> [Requirement]
Any pictures in the records below must be left out when you repeat the lines from the line containing "Recreate this image" through the line containing "string; comparison: string;" exactly.

/---

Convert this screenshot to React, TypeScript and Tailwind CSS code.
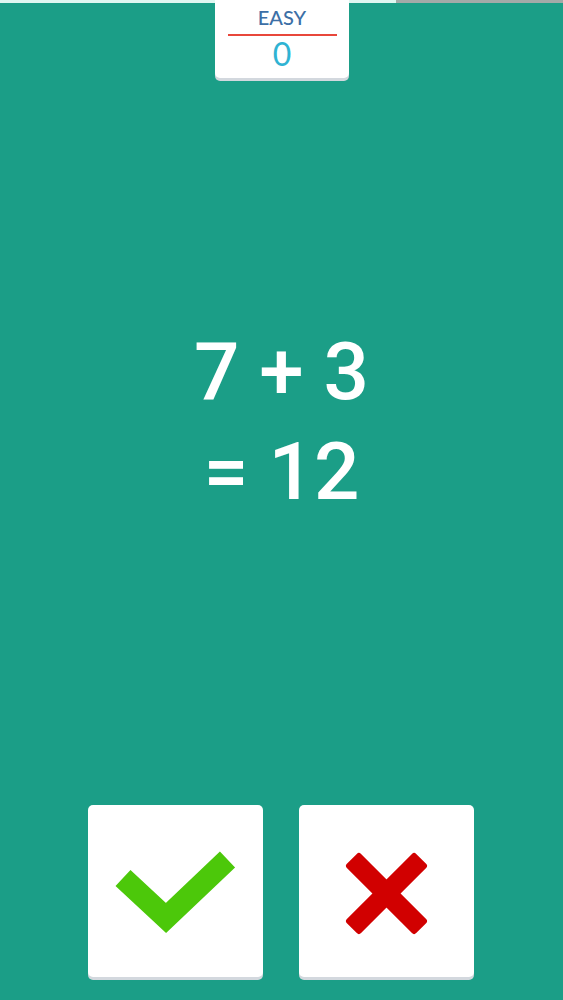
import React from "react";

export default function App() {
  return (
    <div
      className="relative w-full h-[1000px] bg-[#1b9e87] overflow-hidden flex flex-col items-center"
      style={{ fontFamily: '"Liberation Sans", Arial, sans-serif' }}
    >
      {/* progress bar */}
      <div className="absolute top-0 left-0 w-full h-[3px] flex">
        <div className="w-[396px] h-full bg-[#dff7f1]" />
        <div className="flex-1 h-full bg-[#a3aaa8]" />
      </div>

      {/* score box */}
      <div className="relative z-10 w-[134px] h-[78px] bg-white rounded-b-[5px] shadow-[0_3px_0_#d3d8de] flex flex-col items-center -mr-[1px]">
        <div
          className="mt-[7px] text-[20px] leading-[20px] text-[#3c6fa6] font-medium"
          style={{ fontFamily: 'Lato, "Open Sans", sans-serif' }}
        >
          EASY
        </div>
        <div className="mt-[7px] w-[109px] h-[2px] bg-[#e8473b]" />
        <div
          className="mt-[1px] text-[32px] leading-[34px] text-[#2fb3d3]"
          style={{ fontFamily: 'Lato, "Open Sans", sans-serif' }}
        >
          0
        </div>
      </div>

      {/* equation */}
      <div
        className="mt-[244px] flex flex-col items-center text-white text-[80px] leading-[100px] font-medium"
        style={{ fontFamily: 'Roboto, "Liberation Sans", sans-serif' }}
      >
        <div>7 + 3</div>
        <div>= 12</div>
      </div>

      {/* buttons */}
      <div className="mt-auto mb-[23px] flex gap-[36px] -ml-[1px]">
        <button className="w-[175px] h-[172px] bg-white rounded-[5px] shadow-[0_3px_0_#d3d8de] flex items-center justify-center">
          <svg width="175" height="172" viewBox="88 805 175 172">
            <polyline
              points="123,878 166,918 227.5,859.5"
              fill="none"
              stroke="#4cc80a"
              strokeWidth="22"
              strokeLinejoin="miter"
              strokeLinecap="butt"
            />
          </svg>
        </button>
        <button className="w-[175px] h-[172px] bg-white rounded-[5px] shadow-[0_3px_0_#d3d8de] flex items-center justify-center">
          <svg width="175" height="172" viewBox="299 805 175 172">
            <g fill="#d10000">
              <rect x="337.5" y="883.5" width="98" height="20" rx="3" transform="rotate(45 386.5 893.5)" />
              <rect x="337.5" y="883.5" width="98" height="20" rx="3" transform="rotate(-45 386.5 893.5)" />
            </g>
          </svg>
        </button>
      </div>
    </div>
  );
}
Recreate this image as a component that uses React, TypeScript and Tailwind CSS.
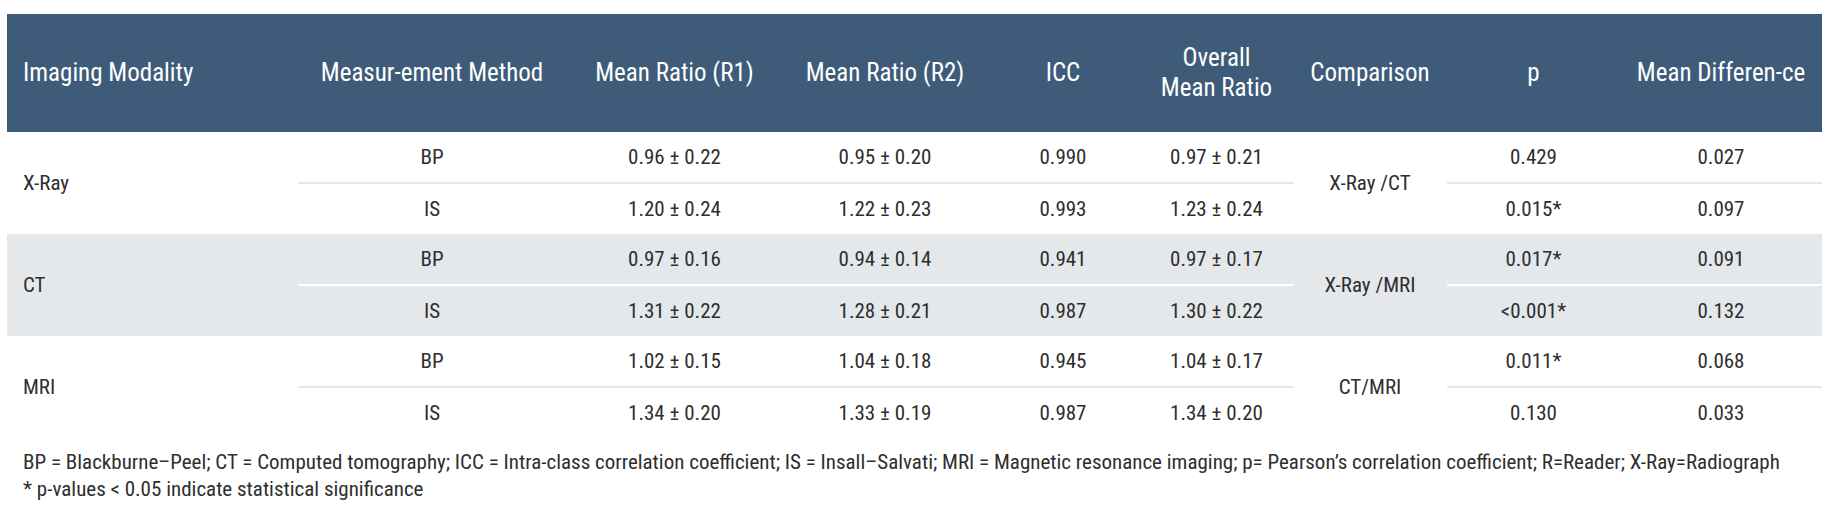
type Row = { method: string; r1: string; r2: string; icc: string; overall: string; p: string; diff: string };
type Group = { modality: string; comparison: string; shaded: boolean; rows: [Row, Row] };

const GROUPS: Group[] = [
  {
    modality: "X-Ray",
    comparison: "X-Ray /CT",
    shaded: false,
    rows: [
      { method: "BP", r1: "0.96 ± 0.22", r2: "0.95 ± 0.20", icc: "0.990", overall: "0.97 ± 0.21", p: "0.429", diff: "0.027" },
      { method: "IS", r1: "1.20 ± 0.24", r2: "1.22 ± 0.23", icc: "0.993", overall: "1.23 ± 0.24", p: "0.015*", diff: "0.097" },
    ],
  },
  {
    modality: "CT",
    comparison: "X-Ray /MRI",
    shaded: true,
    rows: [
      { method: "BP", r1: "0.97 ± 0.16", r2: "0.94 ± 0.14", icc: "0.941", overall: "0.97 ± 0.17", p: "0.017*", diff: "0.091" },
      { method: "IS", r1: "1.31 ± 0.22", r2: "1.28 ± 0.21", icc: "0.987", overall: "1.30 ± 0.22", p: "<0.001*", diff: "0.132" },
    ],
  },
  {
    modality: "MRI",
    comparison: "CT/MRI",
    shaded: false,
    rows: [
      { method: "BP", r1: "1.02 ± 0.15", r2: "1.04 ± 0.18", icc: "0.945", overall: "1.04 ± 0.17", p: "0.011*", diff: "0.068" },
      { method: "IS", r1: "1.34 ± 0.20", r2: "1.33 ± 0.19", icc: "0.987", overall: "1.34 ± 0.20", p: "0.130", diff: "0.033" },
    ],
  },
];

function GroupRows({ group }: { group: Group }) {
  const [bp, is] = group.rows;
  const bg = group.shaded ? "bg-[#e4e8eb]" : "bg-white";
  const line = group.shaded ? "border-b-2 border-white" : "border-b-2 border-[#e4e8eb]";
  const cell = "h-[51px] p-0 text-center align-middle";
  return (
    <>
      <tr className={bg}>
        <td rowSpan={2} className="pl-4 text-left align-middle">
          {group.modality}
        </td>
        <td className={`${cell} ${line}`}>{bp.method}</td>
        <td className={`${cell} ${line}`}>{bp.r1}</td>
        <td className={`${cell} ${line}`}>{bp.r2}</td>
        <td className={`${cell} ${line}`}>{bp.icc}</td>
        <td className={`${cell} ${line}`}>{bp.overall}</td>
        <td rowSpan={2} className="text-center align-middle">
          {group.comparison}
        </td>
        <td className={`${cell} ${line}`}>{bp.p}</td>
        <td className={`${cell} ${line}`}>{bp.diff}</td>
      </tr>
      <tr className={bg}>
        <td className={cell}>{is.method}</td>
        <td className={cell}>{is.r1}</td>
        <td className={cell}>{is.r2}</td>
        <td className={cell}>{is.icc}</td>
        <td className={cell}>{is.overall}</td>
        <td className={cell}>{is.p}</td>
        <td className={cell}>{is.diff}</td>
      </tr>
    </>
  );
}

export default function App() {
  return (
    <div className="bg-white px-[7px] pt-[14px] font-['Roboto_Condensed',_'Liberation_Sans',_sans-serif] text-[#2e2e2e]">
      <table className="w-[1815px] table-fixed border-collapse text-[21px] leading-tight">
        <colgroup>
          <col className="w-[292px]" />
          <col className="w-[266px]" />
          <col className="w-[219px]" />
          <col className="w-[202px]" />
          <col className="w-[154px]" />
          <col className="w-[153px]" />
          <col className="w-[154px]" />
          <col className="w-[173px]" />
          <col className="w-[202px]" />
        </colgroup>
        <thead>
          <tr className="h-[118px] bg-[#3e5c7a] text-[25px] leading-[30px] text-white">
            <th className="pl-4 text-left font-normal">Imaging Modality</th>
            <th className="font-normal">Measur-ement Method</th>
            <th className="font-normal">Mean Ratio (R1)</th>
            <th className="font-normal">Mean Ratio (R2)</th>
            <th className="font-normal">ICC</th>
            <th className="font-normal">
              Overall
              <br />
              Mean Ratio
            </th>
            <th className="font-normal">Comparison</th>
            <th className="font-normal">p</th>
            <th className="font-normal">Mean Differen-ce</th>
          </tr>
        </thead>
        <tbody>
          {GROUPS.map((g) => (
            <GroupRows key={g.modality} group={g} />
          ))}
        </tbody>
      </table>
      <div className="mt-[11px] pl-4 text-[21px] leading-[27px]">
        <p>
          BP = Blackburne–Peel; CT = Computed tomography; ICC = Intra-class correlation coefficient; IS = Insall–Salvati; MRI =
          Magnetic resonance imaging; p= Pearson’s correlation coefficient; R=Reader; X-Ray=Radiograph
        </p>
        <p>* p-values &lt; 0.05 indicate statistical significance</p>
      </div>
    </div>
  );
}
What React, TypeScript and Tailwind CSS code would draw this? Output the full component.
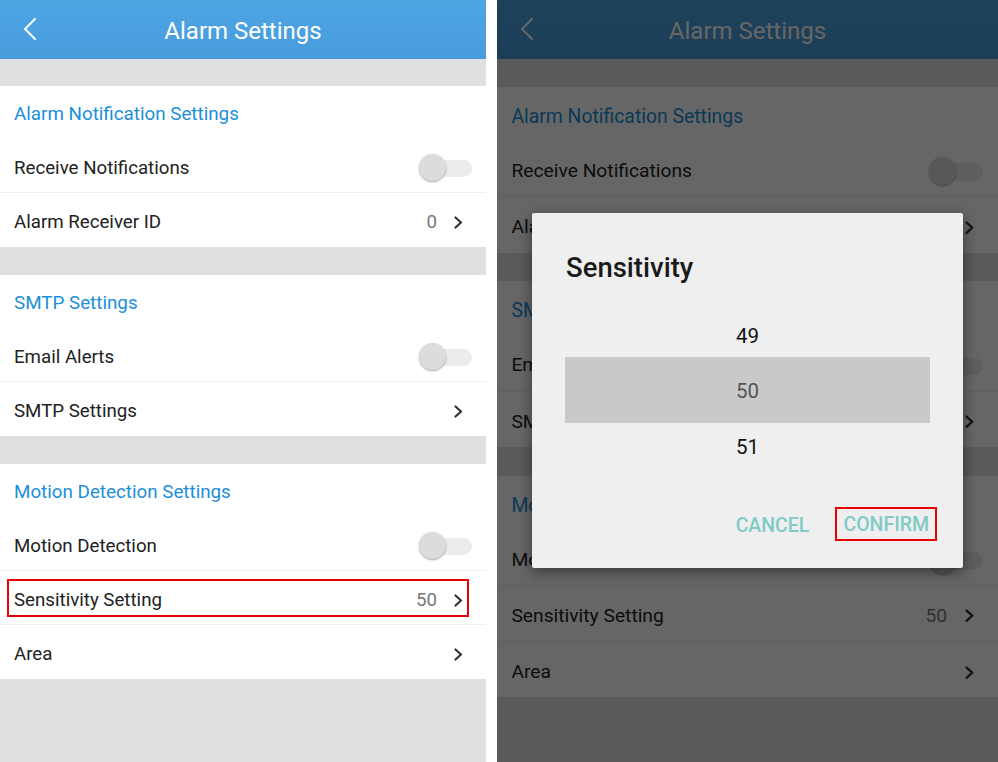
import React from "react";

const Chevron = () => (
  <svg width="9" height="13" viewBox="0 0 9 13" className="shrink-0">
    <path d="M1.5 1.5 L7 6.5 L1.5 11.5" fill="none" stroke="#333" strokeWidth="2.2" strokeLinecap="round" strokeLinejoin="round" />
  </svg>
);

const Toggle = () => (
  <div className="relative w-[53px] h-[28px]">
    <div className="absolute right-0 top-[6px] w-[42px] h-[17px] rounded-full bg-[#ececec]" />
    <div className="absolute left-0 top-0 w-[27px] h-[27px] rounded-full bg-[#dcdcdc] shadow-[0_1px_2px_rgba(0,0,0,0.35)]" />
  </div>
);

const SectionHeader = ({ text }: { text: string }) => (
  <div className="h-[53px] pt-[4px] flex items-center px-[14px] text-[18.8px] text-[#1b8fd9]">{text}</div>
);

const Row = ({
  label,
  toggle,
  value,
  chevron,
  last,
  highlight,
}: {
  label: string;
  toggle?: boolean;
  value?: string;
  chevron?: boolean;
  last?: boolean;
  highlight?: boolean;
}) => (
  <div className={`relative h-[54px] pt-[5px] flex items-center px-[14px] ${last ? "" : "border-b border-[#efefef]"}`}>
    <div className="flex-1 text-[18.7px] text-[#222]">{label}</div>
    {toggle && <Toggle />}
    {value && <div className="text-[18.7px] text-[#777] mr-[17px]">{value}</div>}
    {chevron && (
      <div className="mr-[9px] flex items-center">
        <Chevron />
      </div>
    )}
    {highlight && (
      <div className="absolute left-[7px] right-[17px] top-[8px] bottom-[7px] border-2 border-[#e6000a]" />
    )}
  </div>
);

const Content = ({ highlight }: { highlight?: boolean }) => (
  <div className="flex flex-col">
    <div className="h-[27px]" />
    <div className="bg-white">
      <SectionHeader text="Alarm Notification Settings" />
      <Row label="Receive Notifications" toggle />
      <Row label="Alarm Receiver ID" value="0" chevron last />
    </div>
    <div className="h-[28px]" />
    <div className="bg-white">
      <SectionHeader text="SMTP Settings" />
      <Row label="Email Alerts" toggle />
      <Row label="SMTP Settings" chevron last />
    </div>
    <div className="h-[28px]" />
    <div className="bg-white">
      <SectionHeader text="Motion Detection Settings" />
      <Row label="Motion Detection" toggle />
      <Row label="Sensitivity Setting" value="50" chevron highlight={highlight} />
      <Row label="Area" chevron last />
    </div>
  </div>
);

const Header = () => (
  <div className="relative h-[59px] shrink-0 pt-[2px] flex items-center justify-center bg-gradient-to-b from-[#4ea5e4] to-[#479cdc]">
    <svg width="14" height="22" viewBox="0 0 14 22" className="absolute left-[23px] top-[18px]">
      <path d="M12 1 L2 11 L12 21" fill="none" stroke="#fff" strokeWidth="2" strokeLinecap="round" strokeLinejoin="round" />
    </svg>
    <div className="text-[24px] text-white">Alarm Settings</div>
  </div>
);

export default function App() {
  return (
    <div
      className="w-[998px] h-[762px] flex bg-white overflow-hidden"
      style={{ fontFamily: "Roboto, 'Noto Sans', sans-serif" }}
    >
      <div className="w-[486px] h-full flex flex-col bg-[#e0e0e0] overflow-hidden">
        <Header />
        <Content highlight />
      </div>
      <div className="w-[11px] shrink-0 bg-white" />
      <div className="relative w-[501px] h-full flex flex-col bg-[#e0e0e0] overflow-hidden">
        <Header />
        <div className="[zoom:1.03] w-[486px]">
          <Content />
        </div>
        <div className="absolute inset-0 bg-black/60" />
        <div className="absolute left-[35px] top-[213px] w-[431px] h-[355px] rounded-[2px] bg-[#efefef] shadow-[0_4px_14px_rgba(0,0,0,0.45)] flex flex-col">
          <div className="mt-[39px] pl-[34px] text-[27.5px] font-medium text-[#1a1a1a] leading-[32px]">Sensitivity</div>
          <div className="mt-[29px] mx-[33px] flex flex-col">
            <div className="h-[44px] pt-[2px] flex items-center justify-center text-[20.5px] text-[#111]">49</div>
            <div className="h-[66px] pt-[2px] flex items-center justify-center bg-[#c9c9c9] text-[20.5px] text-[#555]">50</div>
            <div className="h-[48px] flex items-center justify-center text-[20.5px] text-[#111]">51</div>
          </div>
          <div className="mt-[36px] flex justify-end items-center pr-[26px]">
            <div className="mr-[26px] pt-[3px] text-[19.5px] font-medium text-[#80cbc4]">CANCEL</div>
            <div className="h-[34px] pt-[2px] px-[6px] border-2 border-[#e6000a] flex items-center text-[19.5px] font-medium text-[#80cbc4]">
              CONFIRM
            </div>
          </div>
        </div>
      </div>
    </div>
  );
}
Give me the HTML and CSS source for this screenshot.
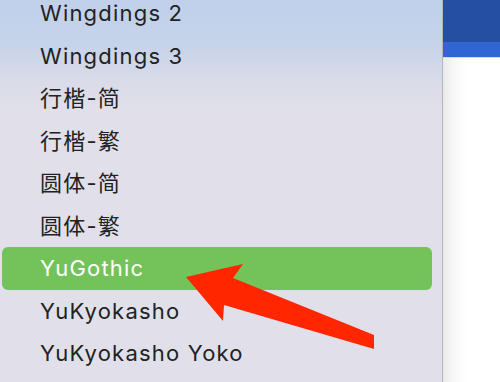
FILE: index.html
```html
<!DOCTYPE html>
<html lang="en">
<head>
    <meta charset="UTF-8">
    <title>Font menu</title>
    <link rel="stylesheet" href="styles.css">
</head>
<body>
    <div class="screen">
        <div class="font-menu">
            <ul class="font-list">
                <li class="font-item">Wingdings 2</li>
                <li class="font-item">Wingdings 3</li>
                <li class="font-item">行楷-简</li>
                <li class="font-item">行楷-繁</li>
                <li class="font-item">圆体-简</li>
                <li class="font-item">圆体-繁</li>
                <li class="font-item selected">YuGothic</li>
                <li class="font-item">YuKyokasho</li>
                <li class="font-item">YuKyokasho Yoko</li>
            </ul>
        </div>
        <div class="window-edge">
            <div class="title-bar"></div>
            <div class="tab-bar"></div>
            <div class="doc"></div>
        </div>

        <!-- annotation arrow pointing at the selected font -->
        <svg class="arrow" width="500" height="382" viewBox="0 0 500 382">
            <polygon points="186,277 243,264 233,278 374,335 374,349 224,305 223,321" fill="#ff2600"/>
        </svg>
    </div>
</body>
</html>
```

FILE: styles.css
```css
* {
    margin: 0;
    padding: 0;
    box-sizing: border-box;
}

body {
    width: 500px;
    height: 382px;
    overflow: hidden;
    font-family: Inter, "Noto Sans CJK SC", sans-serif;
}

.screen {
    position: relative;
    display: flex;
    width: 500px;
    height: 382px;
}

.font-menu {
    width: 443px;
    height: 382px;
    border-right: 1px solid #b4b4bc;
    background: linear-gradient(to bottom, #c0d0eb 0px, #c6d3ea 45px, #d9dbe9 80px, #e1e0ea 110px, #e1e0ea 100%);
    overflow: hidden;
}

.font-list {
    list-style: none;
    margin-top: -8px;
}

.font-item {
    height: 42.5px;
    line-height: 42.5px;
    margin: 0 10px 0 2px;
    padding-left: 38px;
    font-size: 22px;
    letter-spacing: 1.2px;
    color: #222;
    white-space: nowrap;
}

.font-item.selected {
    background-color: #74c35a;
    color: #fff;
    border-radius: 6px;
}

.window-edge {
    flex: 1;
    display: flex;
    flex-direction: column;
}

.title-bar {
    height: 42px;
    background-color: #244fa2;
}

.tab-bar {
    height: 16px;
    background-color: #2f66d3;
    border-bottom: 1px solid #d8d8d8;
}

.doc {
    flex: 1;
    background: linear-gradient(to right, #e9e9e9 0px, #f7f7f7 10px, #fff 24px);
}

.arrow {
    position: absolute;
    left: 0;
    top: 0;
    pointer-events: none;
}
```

\---

> [Finished exercise]
Recreate this image as a component that uses React, TypeScript and Tailwind CSS.
type Row = { method: string; r1: string; r2: string; icc: string; overall: string; p: string; diff: string };
type Group = { modality: string; comparison: string; shaded: boolean; rows: [Row, Row] };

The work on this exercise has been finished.